I highly recommend, Howard Tullman’s Perspiration Principles series – the latest of which is, “Launching a Startup in the Digital Age: You Get What You Work For, Not What You Wish For.” Howard speaks from experience in a straight-forward way that is informative, easy to read and assimilate.
What people have influenced your thinking and might be of interest to others?
Phil McKinney, former CTO of Hewlett-Packard and current CEO at Cable Labs is a major influencer in my life. He writes, blogs and vlogs on how to harness the power of innovation to radically improve personal, career and business success on his Killer Innovations media platform. Phil is an award-winning innovator of technologies and products used by hundreds of millions of consumers and businesses worldwide.
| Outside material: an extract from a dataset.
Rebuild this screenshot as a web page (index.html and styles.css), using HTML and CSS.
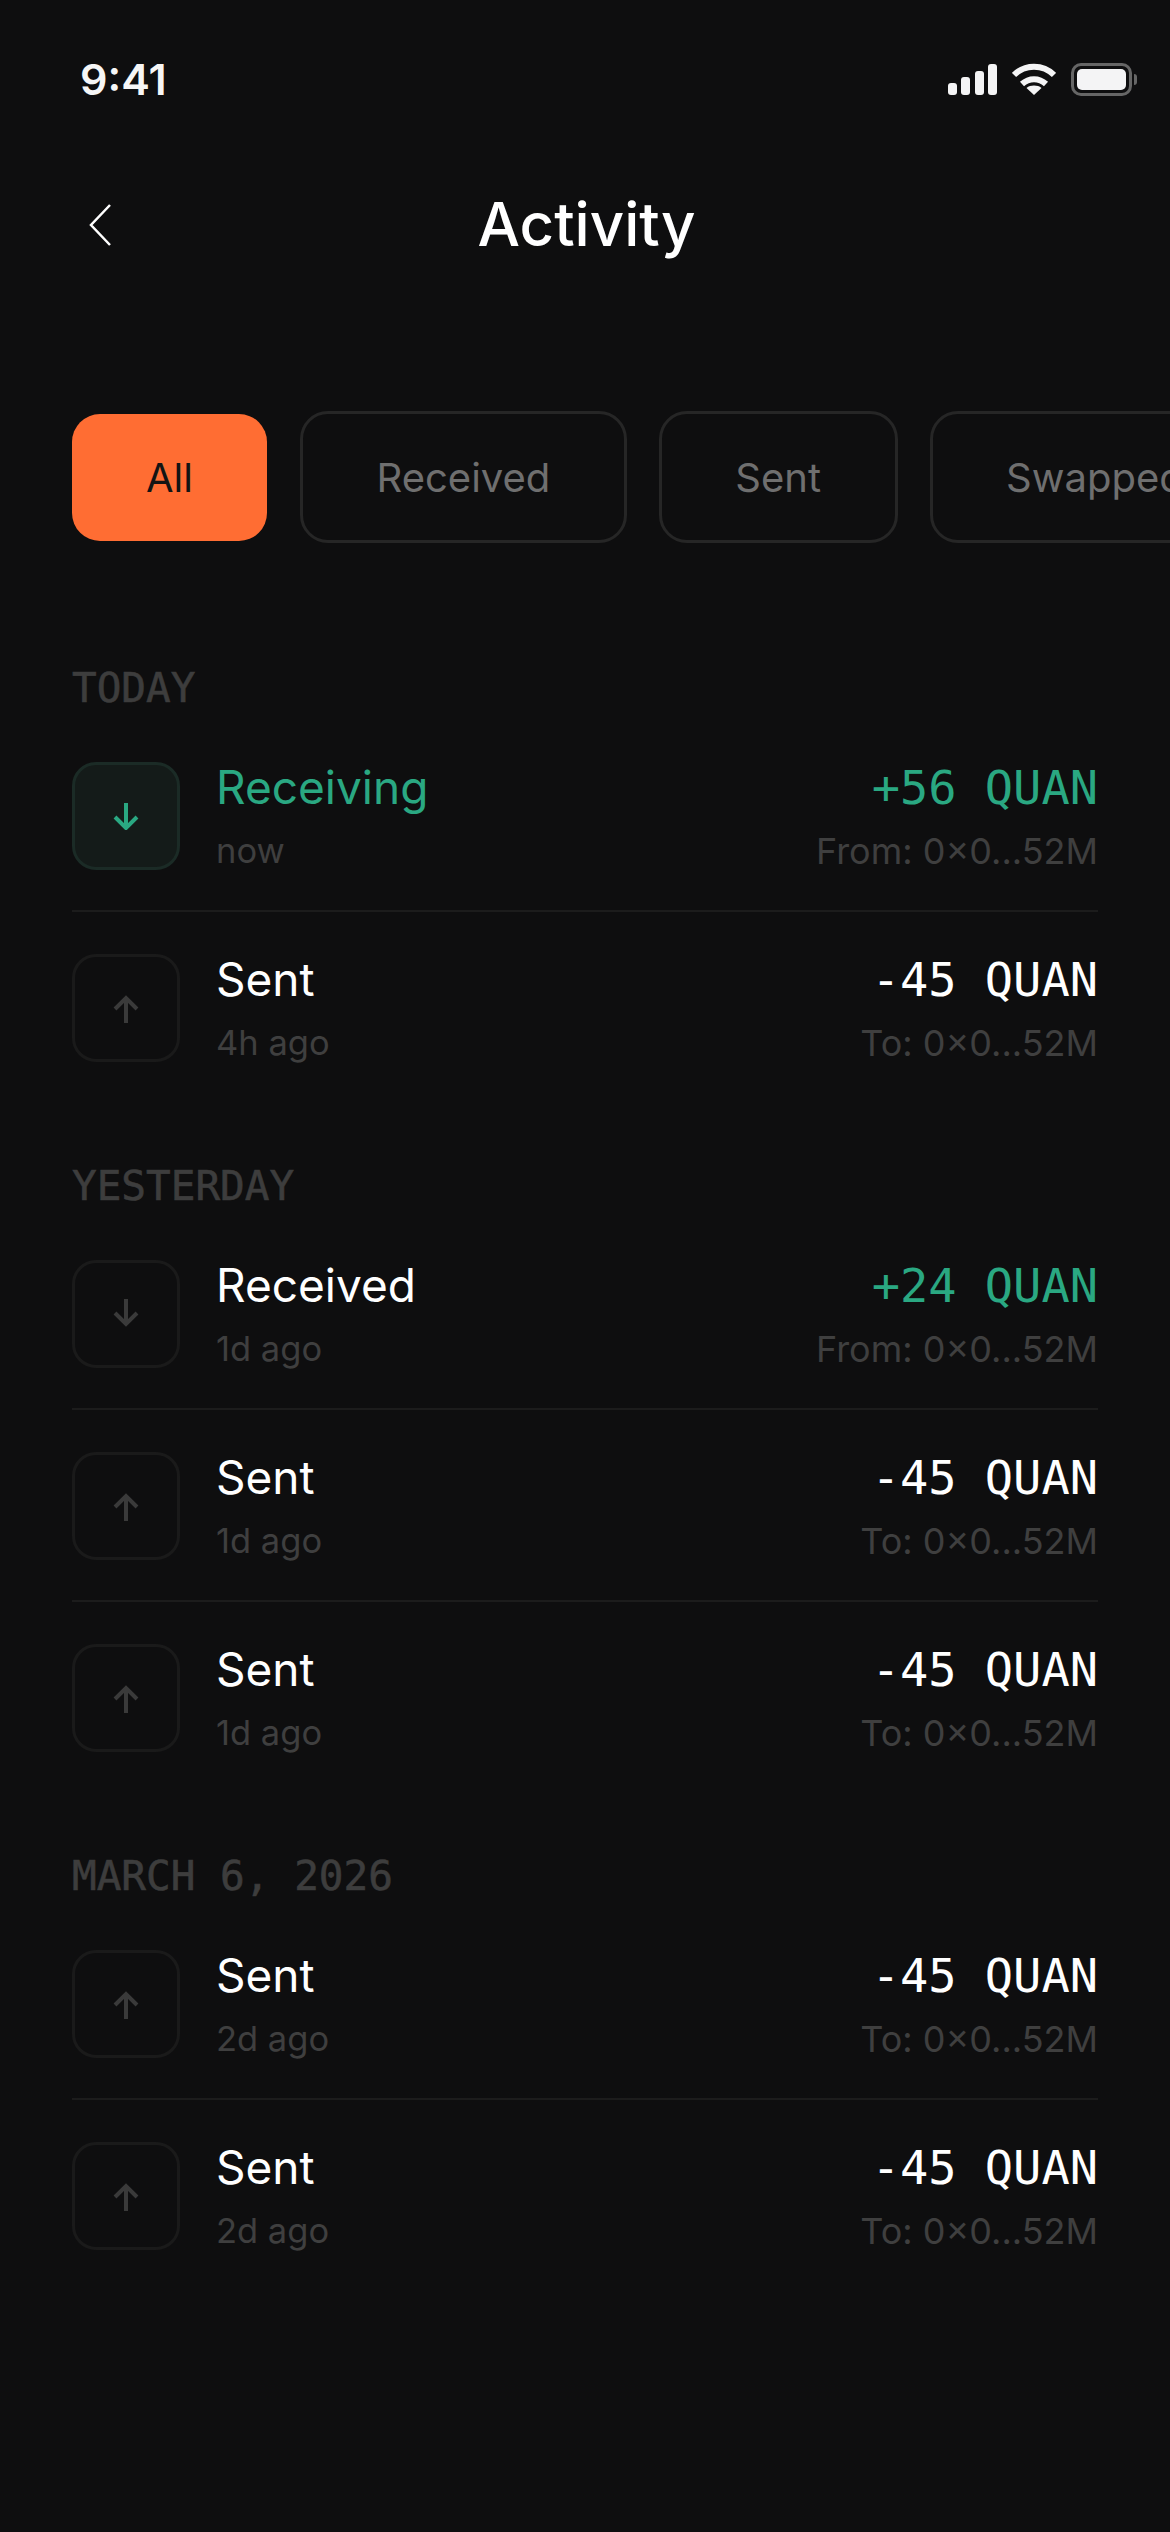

He has been credited with forming and leading multiple teams that Fast Company and Business Week have listed multiple times on their annual list of the “50 Most Innovative”. His recognition includes Vanity Fair naming him the “The Innovation Guru”, MSNBC and Fox Business calling him “The Gadget Guy” and the San Jose Mercury News dubbing him the “chief seer”. His work has been covered by hundreds of news, business, technology publications and broadcast organizations including Wired, New York Times, Wall Street Journal, Fox Business, Chicago Tribune, PBS All Things Considered, Fast Company, Inc., BusinessWeek, Vanity Fair, Rolling Stones, BBC, International Herald Tribune, USA Today and many others. He is one of the smartest guys I have ever had the pleasure of working with.
Phil McKinney —
Phil McKinney – Killer Innovations
radio show: killerinnovations.com
Books: Author of “Beyond the Obvious: Killer Questions That Spark Game-Changing Innovation”
Also, Howard Tullman is another great influencer. Howard is the CEO of 1871 in Chicago which includes 325 digital startups who are building their businesses every day. He is also the general managing partner of G2T3V and Chicago High Tech Investors, a member of Chicago mayor Rahm Emanuel’s Chicago NEXT Innovation Council and Illinois Governor Bruce Rauner’s Innovate Illinois Advisory Council. He is an advisor to many technology businesses and an adjunct professor at the Kellogg Graduate School of Management. A hugely successful serial entrepreneur, Howard has founded 12 companies, including Tribeca Flashpoint Media Arts Academy, CCC Information Services, Tunes.com, the Rolling Stone Network, Imagination Pilots, Experiencia and others. He has also been tapped for senior executive positions at established institutions such as Coin Inc., Worldwide Xceed and Kendall College where his expertise in turnarounds saved the school from going into bankruptcy in 2003.
Howard A. Tullman – LinkedIn
Howard Tullman – The Perspiration Principles INC. Magazine column
Howard Tullman – books on Amazon.com
Lastly, another influencer in my life is Bob Lefsetz – author of “The Lefsetz Letter.” “The Lefsetz Letter” has been publishing for over 25 years. First as a hard copy but most recently as an e-mail newsletter and now in blog form. While mainly offering observations and commentary on the music business, I often find Bob’s insights extremely pertinent in business in general and in media related business in particular.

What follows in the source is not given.